Griffith eventually landed a job at Soho House in Chicago. After two years, she was promoted to general manager of Soho House in West Hollywood, one of their most iconic locations. “We had such a talented group of creative and connected people that we were able to let our imaginations run wild when designing events, big and small, and then bringing them to life,” says Griffith. She remembers hosting the Oscars viewing and after party for the cast and crew of Parasite and their production company, Neon Productions, with a full-fledged K Pop band.

“When they announced that Parasite had won Best Picture, the whole place erupted in screams and tears of joy,” Griffith recalled. “After the ceremony, when director Bong Joon-Ho walked in, he was doused in champagne and lifted onto his crew’s shoulders.”

At Soho House, she learned the power of developing a sense of community and connection as well as the importance of creating value for customers. “We spared no expense in organizing events so that members feel part of it,” says Griffith. “While Daxton is clearly not a members club and we don’t have an event model, it’s still important that we add those layers to the experience, so our guests feel connected to Daxton.”

The Daxton Hotel’s Executive Chef, Rece Hogerheide, and his team at Restaurant Madam also elevate the hotel experience to an art. Dedicated to using suppliers and products from their abundant region and sourcing most of their produce from local farms, Hogerheide has a sustainability program in place. “Our compost goes to different farms. The compost we create at the hotel is used to grow the produce we buy back,” says Hogerheide. “Our food waste doesn’t go more than two hours from the hotel.”
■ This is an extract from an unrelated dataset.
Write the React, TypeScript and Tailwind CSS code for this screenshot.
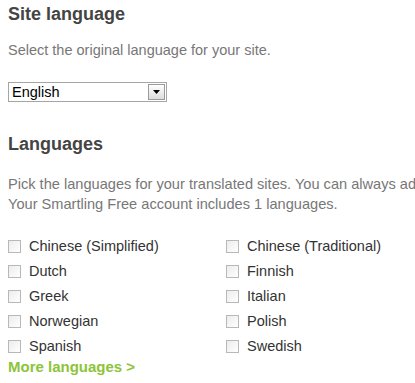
import React from "react";

const left = ["Chinese (Simplified)", "Dutch", "Greek", "Norwegian", "Spanish"];
const right = ["Chinese (Traditional)", "Finnish", "Italian", "Polish", "Swedish"];

function Box() {
  return (
    <span className="inline-block w-[13px] h-[13px] border border-[#b8b8b8] bg-gradient-to-br from-[#ececec] to-white mr-[8px] shrink-0" />
  );
}

function Item({ label }: { label: string }) {
  return (
    <div className="flex items-center h-[25px] text-[14.5px] text-[#333]">
      <Box />
      <span>{label}</span>
    </div>
  );
}

export default function App() {
  return (
    <div className="w-[415px] h-[383px] bg-white overflow-hidden pl-[8px] pt-[3px] font-['Liberation_Sans',Arial,sans-serif]">
      <h1 className="text-[18px] font-bold text-[#444] leading-[22px]">Site language</h1>
      <p className="mt-[16px] text-[14.5px] text-[#777] leading-[18px]">Select the original language for your site.</p>
      <div className="mt-[23px] flex w-[159px] h-[20px] border border-[#a5a5a5] bg-white">
        <span className="flex-1 text-[14.5px] text-black leading-[18px] pl-[3px]">English</span>
        <span className="w-[17px] h-[16px] m-[1px] border border-[#9a9a9a] bg-gradient-to-b from-white to-[#dcdcdc] flex items-center justify-center">
          <svg width="7" height="4" viewBox="0 0 7 4"><path d="M0 0h7L3.5 4z" fill="#000" /></svg>
        </span>
      </div>
      <h2 className="mt-[31px] text-[18px] font-bold text-[#444] leading-[22px]">Languages</h2>
      <p className="mt-[19px] text-[14.6px] text-[#777] leading-[20px] whitespace-nowrap">
        Pick the languages for your translated sites. You can always add more later.
        <br />
        Your Smartling Free account includes 1 languages.
      </p>
      <div className="mt-[20px] grid grid-cols-[218px_1fr]">
        <div>{left.map((l) => <Item key={l} label={l} />)}</div>
        <div>{right.map((l) => <Item key={l} label={l} />)}</div>
      </div>
      <div className="-mt-[2px] text-[15px] font-bold text-[#8cc43a] leading-[20px]">More languages &gt;</div>
    </div>
  );
}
Buying several different varietals of tomatoes, Hogerheide loves to marinate and make their signature muffaletta sandwich with homemade charcuterie which customers can pack into elaborate picnic baskets designed for customers who want to cycle to Daxton for a picnic. in one of Birmingham’s many parks. A local farm grows and grinds wheat for their beloved sourdough bread. And every day, they hand-roll over 700 vegan mushroom-filled mushroom balls with mushrooms grown specifically for the hotel. According to Hogerheide, “My joy in making food is the joy it brings to others.”